Channelpedia

PubMed 23099443


Referenced in: Kv1.3

Automatically associated channels: Kv1.3 , Kv1.5



Title: Specific Kv1.3 blockade modulates key cholesterol-metabolism-associated molecules in human macrophages exposed to ox-LDL.

Authors: Yong Yang, Yan-Fu Wang, Xiao-Fang Yang, Zhao-Hui Wang, Yi-Tian Lian, Ying Yang, Xiao-Wei Li, Xiang Gao, Jian Chen, Yan-Wen Shu, Long-xian Cheng, Yu-hua Liao, Kun Liu

Journal, date & volume: J. Lipid Res., 2013 Jan , 54, 34-43

PubMed link: http://www.ncbi.nlm.nih.gov/pubmed/23099443


Abstract
Cholesterol-metabolism-associated molecules, including scavenger receptor class A (SR-A), lectin-like oxidized low-density lipoprotein receptor-1 (LOX-1), CD36, ACAT1, ABCA1, ABCG1, and scavenger receptor class B type I, can modulate cholesterol metabolism in the transformation from macrophages to foam cells. Voltage-gated potassium channel Kv1.3 has increasingly been demonstrated to play an important role in the modulation of macrophage function. Here, we investigate the role of Kv1.3 in modulating cholesterol-metabolism-associated molecules in human acute monocytic leukemia cell-derived macrophages (THP-1 macrophages) and human monocyte-derived macrophages exposed to oxidized LDL (ox-LDL). Human Kv1.3 and Kv1.5 channels (hKv1.3 and hKv1.5) are expressed in macrophages and form a heteromultimeric channel. The hKv1.3-E314 antibody that we had generated as a specific hKv1.3 blocker inhibited outward delayed rectifier potassium currents, whereas the hKv1.5-E313 antibody that we had generated as a specific hKv1.5 blocker failed.

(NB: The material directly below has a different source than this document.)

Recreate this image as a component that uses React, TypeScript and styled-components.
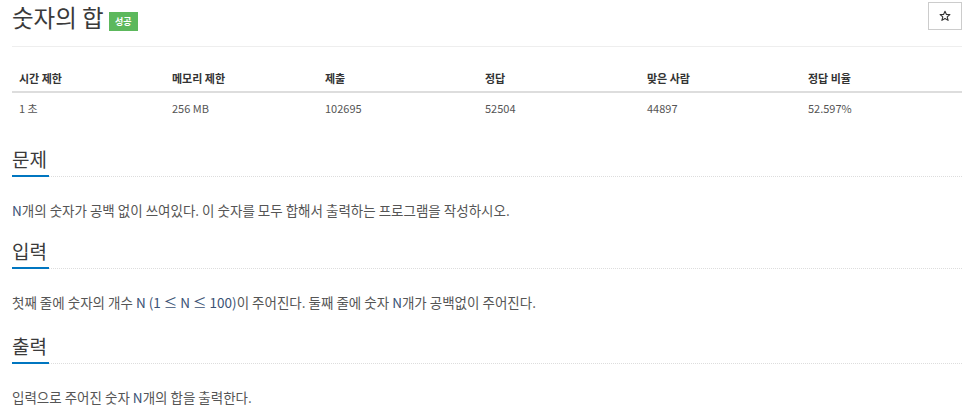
import React from 'react'
import styled, { createGlobalStyle } from 'styled-components'

const GlobalStyle = createGlobalStyle`
    html, body {
        margin: 0;
        padding: 0;
        background: #fff;
    }
    body {
        font-family: "Noto Sans CJK KR", "Noto Sans", sans-serif;
        color: #555;
    }
`

type Stat = { label: string, value: string }

const stats: Stat[] = [
    { label: '시간 제한', value: '1 초' },
    { label: '메모리 제한', value: '256 MB' },
    { label: '제출', value: '102695' },
    { label: '정답', value: '52504' },
    { label: '맞은 사람', value: '44897' },
    { label: '정답 비율', value: '52.597%' },
]

const Page = styled.div`
    padding: 0 6px 0 12px;
    width: 950px;
`

const Header = styled.div`
    display: flex;
    align-items: flex-start;
    justify-content: space-between;
    height: 46px;
    border-bottom: 1px solid #eee;
`

const TitleRow = styled.div`
    display: flex;
    align-items: center;
    gap: 5px;
`

const Title = styled.h1`
    margin: 0;
    font-size: 23.5px;
    font-weight: 400;
    color: #3a3a3a;
    line-height: 34px;
`

const Badge = styled.span`
    display: inline-flex;
    align-items: center;
    justify-content: center;
    background: #5cb85c;
    color: #fff;
    font-size: 9px;
    font-weight: 700;
    width: 29px;
    height: 19px;
    margin-top: 8px;
`

const StarButton = styled.button`
    width: 34px;
    height: 28px;
    margin-top: 2px;
    background: #fff;
    border: 1px solid #ccc;
    display: flex;
    align-items: center;
    justify-content: center;
    padding: 0;
    cursor: pointer;
`

const StatTable = styled.div`
    display: grid;
    grid-template-columns: 153px 153px 160px 162px 161px 1fr;
    margin-top: 20px;
    font-size: 11px;
`

const HeadCell = styled.div`
    padding: 0 7px;
    height: 24px;
    line-height: 22px;
    font-weight: 700;
    color: #333;
    border-bottom: 2px solid #ddd;
`

const DataCell = styled.div`
    padding: 0 7px;
    height: 31px;
    line-height: 31px;
    color: #555;
`

const Section = styled.section<{ $top: number }>`
    margin-top: ${p => p.$top}px;
`

const SectionHead = styled.div`
    display: flex;
    align-items: flex-end;
    border-bottom: 1px dotted #ddd;
`

const SectionTitle = styled.h2`
    margin: 0 0 -1px;
    font-size: 19px;
    font-weight: 400;
    color: #3a3a3a;
    line-height: 32px;
    padding-right: 2px;
    border-bottom: 2px solid #0076c0;
`

const Body = styled.p`
    margin: 23px 0 0;
    font-size: 13.5px;
    line-height: 20px;
    color: #555;
`

const Var = styled.span`
    color: #3b5275;
`

function Star() {
    return (
        <svg width="12" height="12" viewBox="0 0 24 24" fill="none" stroke="#333" strokeWidth="2.2" strokeLinejoin="round">
            <polygon points="12,2.5 14.9,9 21.8,9.3 16.4,13.8 18.2,20.7 12,16.9 5.8,20.7 7.6,13.8 2.2,9.3 9.1,9" />
        </svg>
    )
}

export default function App() {
    return (
        <Page>
            <GlobalStyle />
            <Header>
                <TitleRow>
                    <Title>숫자의 합</Title>
                    <Badge>성공</Badge>
                </TitleRow>
                <StarButton aria-label="즐겨찾기">
                    <Star />
                </StarButton>
            </Header>

            <StatTable>
                {stats.map(s => <HeadCell key={s.label}>{s.label}</HeadCell>)}
                {stats.map(s => <DataCell key={s.label}>{s.value}</DataCell>)}
            </StatTable>

            <Section $top={19}>
                <SectionHead>
                    <SectionTitle>문제</SectionTitle>
                </SectionHead>
                <Body>
                    <Var>N</Var>개의 숫자가 공백 없이 쓰여있다. 이 숫자를 모두 합해서 출력하는 프로그램을 작성하시오.
                </Body>
            </Section>

            <Section $top={15}>
                <SectionHead>
                    <SectionTitle>입력</SectionTitle>
                </SectionHead>
                <Body>
                    첫째 줄에 숫자의 개수 <Var>N (1 ≤ N ≤ 100)</Var>이 주어진다. 둘째 줄에 숫자 <Var>N</Var>개가 공백없이 주어진다.
                </Body>
            </Section>

            <Section $top={18}>
                <SectionHead>
                    <SectionTitle>출력</SectionTitle>
                </SectionHead>
                <Body>
                    입력으로 주어진 숫자 <Var>N</Var>개의 합을 출력한다.
                </Body>
            </Section>
        </Page>
    )
}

Accordingly, the hKv1.3-E314 antibody reduced percentage of cholesterol ester and enhanced apoA-I-mediated cholesterol efflux in THP-1 macrophages and human monocyte-derived macrophages exposed to ox-LDL. The hKv1.3-E314 antibody downregulated SR-A, LOX-1, and ACAT1 expression and upregulated ABCA1 expression in THP-1 macrophages and human monocyte-derived macrophages. Our results reveal that specific Kv1.3 blockade represents a novel strategy modulating cholesterol metabolism in macrophages, which benefits the treatment of atherosclerotic lesions.